- _Aim_: Write each line out again exactly as written.

- _Material provided_:

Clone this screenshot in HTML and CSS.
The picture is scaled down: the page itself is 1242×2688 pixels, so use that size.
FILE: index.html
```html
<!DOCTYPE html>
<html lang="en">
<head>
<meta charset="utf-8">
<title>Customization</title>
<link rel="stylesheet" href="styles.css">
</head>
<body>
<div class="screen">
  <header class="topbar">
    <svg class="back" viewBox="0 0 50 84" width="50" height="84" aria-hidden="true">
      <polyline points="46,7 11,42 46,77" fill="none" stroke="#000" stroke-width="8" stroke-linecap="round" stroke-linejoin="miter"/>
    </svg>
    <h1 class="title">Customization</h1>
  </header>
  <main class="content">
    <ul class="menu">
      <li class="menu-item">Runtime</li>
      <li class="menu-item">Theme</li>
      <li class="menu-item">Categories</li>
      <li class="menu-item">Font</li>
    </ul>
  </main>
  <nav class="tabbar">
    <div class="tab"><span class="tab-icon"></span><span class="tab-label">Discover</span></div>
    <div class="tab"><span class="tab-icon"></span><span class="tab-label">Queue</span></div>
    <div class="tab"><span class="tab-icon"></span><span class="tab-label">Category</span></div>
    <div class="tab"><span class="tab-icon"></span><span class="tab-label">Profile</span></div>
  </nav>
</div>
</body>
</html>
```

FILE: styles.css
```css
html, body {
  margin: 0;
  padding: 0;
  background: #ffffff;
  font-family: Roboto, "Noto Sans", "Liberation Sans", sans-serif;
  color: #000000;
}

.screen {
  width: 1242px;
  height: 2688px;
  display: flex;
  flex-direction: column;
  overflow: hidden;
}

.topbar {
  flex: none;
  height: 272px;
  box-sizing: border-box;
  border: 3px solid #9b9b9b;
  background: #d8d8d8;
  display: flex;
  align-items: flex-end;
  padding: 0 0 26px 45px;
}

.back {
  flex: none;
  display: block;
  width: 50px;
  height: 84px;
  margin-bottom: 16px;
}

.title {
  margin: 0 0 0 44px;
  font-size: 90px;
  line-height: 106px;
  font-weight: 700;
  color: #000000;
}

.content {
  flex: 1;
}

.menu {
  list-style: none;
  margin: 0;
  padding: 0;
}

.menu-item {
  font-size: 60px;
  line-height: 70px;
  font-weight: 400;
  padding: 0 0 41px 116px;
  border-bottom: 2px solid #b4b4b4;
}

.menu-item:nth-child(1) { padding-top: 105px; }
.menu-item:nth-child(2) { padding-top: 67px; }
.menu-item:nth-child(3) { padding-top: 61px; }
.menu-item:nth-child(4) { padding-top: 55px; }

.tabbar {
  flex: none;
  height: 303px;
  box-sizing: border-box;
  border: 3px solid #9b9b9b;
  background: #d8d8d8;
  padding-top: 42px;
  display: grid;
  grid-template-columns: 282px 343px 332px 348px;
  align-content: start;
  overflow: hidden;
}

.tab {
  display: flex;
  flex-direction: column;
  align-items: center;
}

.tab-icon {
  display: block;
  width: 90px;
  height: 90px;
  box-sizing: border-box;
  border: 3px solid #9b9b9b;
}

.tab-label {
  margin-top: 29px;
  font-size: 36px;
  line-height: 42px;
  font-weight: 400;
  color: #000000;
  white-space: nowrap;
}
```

- _Answer to the task_:
Clone this screenshot in HTML and CSS.
The picture is scaled down: the page itself is 1242×2688 pixels, so use that size.
FILE: index.html
```html
<!DOCTYPE html>
<html lang="en">
<head>
<meta charset="utf-8">
<title>Customization</title>
<link rel="stylesheet" href="styles.css">
</head>
<body>
<div class="screen">
  <header class="topbar">
    <svg class="back" viewBox="0 0 50 84" width="50" height="84" aria-hidden="true">
      <polyline points="46,7 11,42 46,77" fill="none" stroke="#000" stroke-width="8" stroke-linecap="round" stroke-linejoin="miter"/>
    </svg>
    <h1 class="title">Customization</h1>
  </header>
  <main class="content">
    <ul class="menu">
      <li class="menu-item">Runtime</li>
      <li class="menu-item">Theme</li>
      <li class="menu-item">Categories</li>
      <li class="menu-item">Font</li>
    </ul>
  </main>
  <nav class="tabbar">
    <div class="tab"><span class="tab-icon"></span><span class="tab-label">Discover</span></div>
    <div class="tab"><span class="tab-icon"></span><span class="tab-label">Queue</span></div>
    <div class="tab"><span class="tab-icon"></span><span class="tab-label">Category</span></div>
    <div class="tab"><span class="tab-icon"></span><span class="tab-label">Profile</span></div>
  </nav>
</div>
</body>
</html>
```

FILE: styles.css
```css
html, body {
  margin: 0;
  padding: 0;
  background: #ffffff;
  font-family: Roboto, "Noto Sans", "Liberation Sans", sans-serif;
  color: #000000;
}

.screen {
  width: 1242px;
  height: 2688px;
  display: flex;
  flex-direction: column;
  overflow: hidden;
}

.topbar {
  flex: none;
  height: 272px;
  box-sizing: border-box;
  border: 3px solid #9b9b9b;
  background: #d8d8d8;
  display: flex;
  align-items: flex-end;
  padding: 0 0 26px 45px;
}

.back {
  flex: none;
  display: block;
  width: 50px;
  height: 84px;
  margin-bottom: 16px;
}

.title {
  margin: 0 0 0 44px;
  font-size: 90px;
  line-height: 106px;
  font-weight: 700;
  color: #000000;
}

.content {
  flex: 1;
}

.menu {
  list-style: none;
  margin: 0;
  padding: 0;
}

.menu-item {
  font-size: 60px;
  line-height: 70px;
  font-weight: 400;
  padding: 0 0 41px 116px;
  border-bottom: 2px solid #b4b4b4;
}

.menu-item:nth-child(1) { padding-top: 105px; }
.menu-item:nth-child(2) { padding-top: 67px; }
.menu-item:nth-child(3) { padding-top: 61px; }
.menu-item:nth-child(4) { padding-top: 55px; }

.tabbar {
  flex: none;
  height: 303px;
  box-sizing: border-box;
  border: 3px solid #9b9b9b;
  background: #d8d8d8;
  padding-top: 42px;
  display: grid;
  grid-template-columns: 282px 343px 332px 348px;
  align-content: start;
  overflow: hidden;
}

.tab {
  display: flex;
  flex-direction: column;
  align-items: center;
}

.tab-icon {
  display: block;
  width: 90px;
  height: 90px;
  box-sizing: border-box;
  border: 3px solid #9b9b9b;
}

.tab-label {
  margin-top: 29px;
  font-size: 36px;
  line-height: 42px;
  font-weight: 400;
  color: #000000;
  white-space: nowrap;
}
```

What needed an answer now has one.